I can analyze the graphics alright with something like the following code:

public class ContentParsing {
    public static void main(String[] args) throws IOException {
        new ContentParsing().inspectPdf("testdata/test.pdf");
    }

    public void inspectPdf(String path) throws IOException {
        File file = new File(path);
        PdfDocument pdf = new PdfDocument(new PdfReader(file.getAbsolutePath()));
        PdfDocumentContentParser parser = new PdfDocumentContentParser(pdf);
        for (int i=1; i<=pdf.getNumberOfPages(); i++) {
            parser.processContent(i, new PathEventListener());
        }
        pdf.close();
    }
}


public class PathEventListener implements IEventListener {
    public void eventOccurred(IEventData eventData, EventType eventType) {
        PathRenderInfo pathRenderInfo = (PathRenderInfo) eventData;
        for ( Subpath subpath : pathRenderInfo.getPath().getSubpaths() ) {
            for ( IShape segment : subpath.getSegments() ) {
                // Here goes some path analysis code
                System.out.println(segment.getBasePoints());
            }
        }
    }

    public Set<EventType> getSupportedEvents() {
        Set<EventType> supportedEvents = new HashSet<EventType>();
        supportedEvents.add(EventType.RENDER_PATH);
        return supportedEvents;
    }
}

Now, what's the way to go with manipulating things and writing them back to the PDF? Do I have to construct an entirely new PDF document and copy everything over (in manipulated form), or can I somehow manipulate the read PDF data directly?

回答1:

Now, what's the way to go with manipulating things and writing them back to the PDF? Do I have to construct an entirely new PDF document and copy everything over (in manipulated form), or can I somehow manipulate the read PDF data directly?

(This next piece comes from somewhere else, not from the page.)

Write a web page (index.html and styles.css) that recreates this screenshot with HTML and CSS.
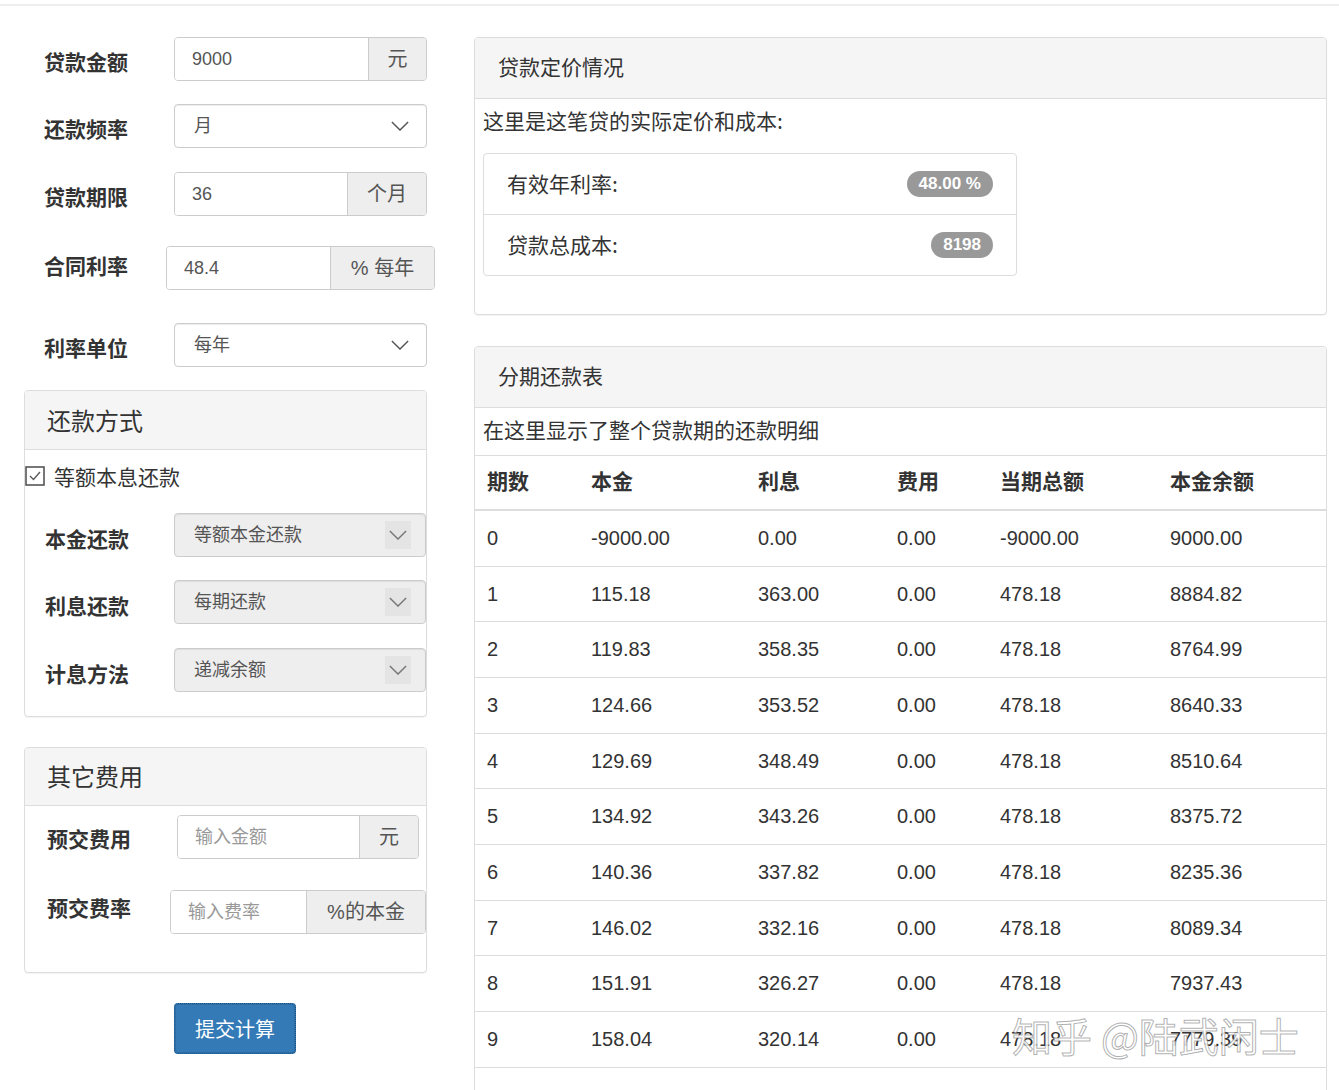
FILE: index.html
```html
<!DOCTYPE html>
<html lang="zh-CN">
<head>
<meta charset="utf-8">
<title>贷款计算</title>
<link rel="stylesheet" href="styles.css">
</head>
<body>
<div class="topline"></div>
<div class="page">
  <div class="left">
    <div class="frow r1">
      <div class="flabel">贷款金额</div>
      <div class="igroup">
        <div class="ifield">9000</div>
        <div class="addon w58">元</div>
      </div>
    </div>
    <div class="frow r2">
      <div class="flabel">还款频率</div>
      <div class="sel"><span>月</span><svg class="chev" viewBox="0 0 20 11"><path d="M1 1 L10 10 L19 1"/></svg></div>
    </div>
    <div class="frow r3">
      <div class="flabel">贷款期限</div>
      <div class="igroup">
        <div class="ifield">36</div>
        <div class="addon w79">个月</div>
      </div>
    </div>
    <div class="frow r4">
      <div class="flabel up">合同利率</div>
      <div class="igroup wide">
        <div class="ifield">48.4</div>
        <div class="addon w104">% 每年</div>
      </div>
    </div>
    <div class="frow r5">
      <div class="flabel">利率单位</div>
      <div class="sel"><span>每年</span><svg class="chev" viewBox="0 0 20 11"><path d="M1 1 L10 10 L19 1"/></svg></div>
    </div>

    <div class="panel p-repay">
      <div class="phead big">还款方式</div>
      <div class="pbody-l">
        <div class="check">
          <svg class="cbox" viewBox="0 0 20 20"><rect x="1" y="1" width="18" height="18" fill="#fff" stroke="#555" stroke-width="1.6"/><path d="M5 10 L8.5 13.5 L15 6" fill="none" stroke="#555" stroke-width="1.3"/></svg>
          <span>等额本息还款</span>
        </div>
        <div class="srow s1">
          <div class="slabel">本金还款</div>
          <div class="sel dis"><span>等额本金还款</span><span class="chbox"><svg class="chev" viewBox="0 0 20 11"><path d="M1 1 L10 10 L19 1"/></svg></span></div>
        </div>
        <div class="srow s2">
          <div class="slabel">利息还款</div>
          <div class="sel dis"><span>每期还款</span><span class="chbox"><svg class="chev" viewBox="0 0 20 11"><path d="M1 1 L10 10 L19 1"/></svg></span></div>
        </div>
        <div class="srow s3">
          <div class="slabel">计息方法</div>
          <div class="sel dis"><span>递减余额</span><span class="chbox"><svg class="chev" viewBox="0 0 20 11"><path d="M1 1 L10 10 L19 1"/></svg></span></div>
        </div>
      </div>
    </div>

    <div class="panel p-fee">
      <div class="phead big">其它费用</div>
      <div class="pbody-f">
        <div class="feerow f1">
          <div class="felabel">预交费用</div>
          <div class="igroup fee1">
            <div class="ifield ph">输入金额</div>
            <div class="addon w59">元</div>
          </div>
        </div>
        <div class="feerow f2">
          <div class="felabel">预交费率</div>
          <div class="igroup fee2">
            <div class="ifield ph">输入费率</div>
            <div class="addon w119">%的本金</div>
          </div>
        </div>
      </div>
    </div>

    <div class="btnrow"><button class="btn">提交计算</button></div>
  </div>

  <div class="right">
    <div class="panel rp1">
      <div class="phead">贷款定价情况</div>
      <div class="rbody">
        <div class="intro">这里是这笔贷的实际定价和成本:</div>
        <div class="lgroup">
          <div class="litem"><span>有效年利率:</span><span class="badge">48.00 %</span></div>
          <div class="litem"><span>贷款总成本:</span><span class="badge">8198</span></div>
        </div>
      </div>
    </div>

    <div class="panel rp2">
      <div class="phead">分期还款表</div>
      <div class="intro2">在这里显示了整个贷款期的还款明细</div>
      <table class="tbl">
        <colgroup>
          <col class="c1"><col class="c2"><col class="c3"><col class="c4"><col class="c5"><col class="c6">
        </colgroup>
        <thead>
          <tr><th>期数</th><th>本金</th><th>利息</th><th>费用</th><th>当期总额</th><th>本金余额</th></tr>
        </thead>
        <tbody>
          <tr><td>0</td><td>-9000.00</td><td>0.00</td><td>0.00</td><td>-9000.00</td><td>9000.00</td></tr>
          <tr><td>1</td><td>115.18</td><td>363.00</td><td>0.00</td><td>478.18</td><td>8884.82</td></tr>
          <tr><td>2</td><td>119.83</td><td>358.35</td><td>0.00</td><td>478.18</td><td>8764.99</td></tr>
          <tr><td>3</td><td>124.66</td><td>353.52</td><td>0.00</td><td>478.18</td><td>8640.33</td></tr>
          <tr><td>4</td><td>129.69</td><td>348.49</td><td>0.00</td><td>478.18</td><td>8510.64</td></tr>
          <tr><td>5</td><td>134.92</td><td>343.26</td><td>0.00</td><td>478.18</td><td>8375.72</td></tr>
          <tr><td>6</td><td>140.36</td><td>337.82</td><td>0.00</td><td>478.18</td><td>8235.36</td></tr>
          <tr><td>7</td><td>146.02</td><td>332.16</td><td>0.00</td><td>478.18</td><td>8089.34</td></tr>
          <tr><td>8</td><td>151.91</td><td>326.27</td><td>0.00</td><td>478.18</td><td>7937.43</td></tr>
          <tr><td>9</td><td>158.04</td><td>320.14</td><td>0.00</td><td>478.18</td><td>7779.39</td></tr>
        </tbody>
      </table>
    </div>
  </div>
</div>
<div class="watermark">知乎 @陆武闲士</div>
</body>
</html>
```
FILE: styles.css
```css
html, body {
  margin: 0;
  padding: 0;
  height: 1090px;
  overflow: hidden;
  background: #fff;
}
body {
  font-family: "Liberation Sans", "Noto Sans CJK SC", sans-serif;
  color: #333;
  position: relative;
}
.topline {
  margin-top: 4px;
  height: 2px;
  background: #eeeeee;
}
.page {
  display: flex;
  padding-top: 31px;
}
.left {
  width: 411px;
  padding-left: 24px;
  flex: none;
}
.right {
  margin-left: 39px;
  width: 853px;
  flex: none;
}

/* form rows */
.frow {
  display: flex;
  align-items: center;
  height: 44px;
}
.r2 { margin-top: 23px; }
.r3 { margin-top: 24px; }
.r4 { margin-top: 30px; }
.r5 { margin-top: 33px; }
.flabel {
  width: 150px;
  box-sizing: border-box;
  padding-left: 20px;
  font-size: 21px;
  font-weight: bold;
  line-height: 30px;
  margin-top: 3px;
  font-family: "Noto Sans CJK SC", sans-serif;
}
.flabel.up {
  margin-top: 0;
  margin-bottom: 6px;
  width: 142px;
}

.igroup {
  display: flex;
  width: 253px;
  height: 44px;
  box-sizing: border-box;
  border: 1px solid #ccc;
  border-radius: 4px;
  overflow: hidden;
  box-shadow: inset 0 1px 1px rgba(0,0,0,.075);
}
.igroup.wide { width: 269px; }
.ifield {
  flex: 1;
  padding-left: 17px;
  font-size: 18px;
  line-height: 42px;
  color: #555;
  background: #fff;
}
.ifield.ph {
  color: #999;
  font-size: 18px;
}
.addon {
  flex: none;
  box-sizing: border-box;
  background: #eee;
  border-left: 1px solid #ccc;
  text-align: center;
  font-size: 20px;
  line-height: 42px;
  color: #555;
}
.w58 { width: 58px; }
.w59 { width: 59px; }
.w79 { width: 79px; }
.w104 { width: 104px; }
.w119 { width: 119px; }

.sel {
  display: flex;
  align-items: center;
  justify-content: space-between;
  width: 253px;
  height: 44px;
  box-sizing: border-box;
  border: 1px solid #ccc;
  border-radius: 4px;
  padding: 0 17px 0 19px;
  font-size: 18px;
  color: #555;
  background: #fff;
  box-shadow: inset 0 1px 1px rgba(0,0,0,.075);
}
.sel span:first-child {
  margin-top: -4px;
}
.chev {
  width: 18px;
  height: 10px;
  fill: none;
  stroke: #555;
  stroke-width: 1.6;
}
.sel.dis {
  background: #eee;
  width: 252px;
  padding-right: 14px;
  color: #555;
}
.chbox {
  display: flex;
  align-items: center;
  justify-content: center;
  width: 26px;
  height: 28px;
  background: #e4e4e4;
}
.chbox .chev { stroke: #777; }

/* panels */
.panel {
  border: 1px solid #ddd;
  border-radius: 4px;
  box-shadow: 0 1px 1px rgba(0,0,0,.05);
  background: #fff;
}
.phead {
  background: #f5f5f5;
  border-bottom: 1px solid #ddd;
  border-radius: 3px 3px 0 0;
  height: 60px;
  box-sizing: border-box;
  padding-left: 23px;
  font-size: 21px;
  line-height: 60px;
  color: #333;
  font-family: "Noto Sans CJK SC", sans-serif;
}
.phead.big {
  font-size: 24px;
  padding-left: 22px;
  height: 59px;
  line-height: 58px;
}

.p-repay {
  margin-top: 23px;
  width: 403px;
  box-sizing: border-box;
  height: 327px;
}
.check {
  display: flex;
  align-items: center;
  height: 26px;
  margin-top: 13px;
  font-size: 21px;
  font-family: "Noto Sans CJK SC", sans-serif;
  color: #333;
}
.cbox {
  width: 20px;
  height: 20px;
  margin-right: 9px;
}
.srow {
  display: flex;
  align-items: center;
  height: 44px;
}
.s1 { margin-top: 24px; }
.s2 { margin-top: 23px; }
.s3 { margin-top: 24px; }
.slabel {
  width: 149px;
  box-sizing: border-box;
  padding-left: 20px;
  font-size: 21px;
  font-weight: bold;
  font-family: "Noto Sans CJK SC", sans-serif;
  margin-top: 6px;
}

.p-fee {
  margin-top: 30px;
  width: 403px;
  box-sizing: border-box;
  height: 226px;
}
.p-fee .phead.big { height: 58px; line-height: 56px; }
.feerow {
  display: flex;
  align-items: center;
  height: 44px;
}
.f1 { margin-top: 9px; }
.f2 { margin-top: 31px; }
.felabel {
  box-sizing: border-box;
  padding-left: 22px;
  font-size: 21px;
  font-weight: bold;
  font-family: "Noto Sans CJK SC", sans-serif;
}
.f1 .felabel { width: 152px; margin-top: 2px; }
.f2 .felabel { width: 145px; margin-top: -10px; }
.igroup.fee1 { width: 242px; height: 44px; }
.igroup.fee2 { width: 256px; }

.btnrow {
  padding-left: 150px;
  margin-top: 30px;
}
.btn {
  width: 122px;
  height: 51px;
  background: #337ab7;
  border: 1px dotted #1c4f7e;
  border-radius: 4px;
  color: #fff;
  font-size: 20px;
  font-family: "Noto Sans CJK SC", sans-serif;
  padding: 0;
  box-shadow: inset 0 0 0 1px #2e6da4;
}

/* right side */
.rp1 {
  height: 278px;
  box-sizing: border-box;
}
.rp1 .phead { height: 61px; line-height: 57px; }
.rbody {
  padding: 6px 8px 0 8px;
}
.intro {
  font-size: 21px;
  line-height: 30px;
  font-family: "Noto Sans CJK SC", sans-serif;
}
.lgroup {
  margin-top: 18px;
  width: 534px;
  border: 1px solid #ddd;
  border-radius: 4px;
  box-sizing: border-box;
}
.litem {
  display: flex;
  align-items: center;
  justify-content: space-between;
  height: 60px;
  padding: 0 23px 0 23px;
  font-size: 21px;
  font-family: "Noto Sans CJK SC", sans-serif;
}
.litem span:first-child { margin-top: -3px; }
.litem + .litem { border-top: 1px solid #ddd; }
.badge {
  display: inline-block;
  background: #999;
  color: #fff;
  font-family: "Liberation Sans", sans-serif;
  font-weight: bold;
  font-size: 17px;
  height: 26px;
  line-height: 26px;
  border-radius: 13px;
  padding: 0 12px;
}

.rp2 {
  margin-top: 31px;
  height: 760px;
}
.rp2 .phead { height: 61px; line-height: 57px; }
.intro2 {
  padding: 6px 8px 0 8px;
  height: 41px;
  font-size: 21px;
  line-height: 30px;
  font-family: "Noto Sans CJK SC", sans-serif;
}
.tbl {
  width: 100%;
  border-collapse: collapse;
  table-layout: fixed;
  border-top: 1px solid #ddd;
  border-bottom: 1px solid #ddd;
}
.c1 { width: 104px; }
.c2 { width: 167px; }
.c3 { width: 139px; }
.c4 { width: 103px; }
.c5 { width: 170px; }
.c6 { width: auto; }
.tbl th {
  text-align: left;
  font-size: 21px;
  font-weight: bold;
  font-family: "Noto Sans CJK SC", sans-serif;
  padding: 10px 12px 14px 12px;
  line-height: 29px;
  border-bottom: 2px solid #ddd;
  color: #333;
}
.tbl td {
  font-size: 20px;
  padding: 13px 12px;
  line-height: 28.67px;
  border-top: 1px solid #ddd;
  color: #333;
}
.tbl tbody tr:first-child td { border-top: 0; }

.watermark {
  position: absolute;
  left: 1012px;
  top: 1010px;
  font-size: 40px;
  line-height: 50px;
  font-family: "Noto Sans CJK SC", sans-serif;
  color: rgba(255,255,255,0.85);
  -webkit-text-stroke: 1px rgba(110,110,110,0.55);
  white-space: nowrap;
}
```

In essence you are looking for a class which is not merely parsing a PDF content stream and signaling the instructions in it like the PdfCanvasProcessor (the PdfDocumentContentParser you use is merely a very thin wrapper for PdfCanvasProcessor) but which also creates the content stream anew with the instructions you forward back to it.

A generic content stream editor class

For iText 5.5.x a proof-of-concept for such a content stream editor class can be found in this answer (the Java version is a bit further down in the answer text).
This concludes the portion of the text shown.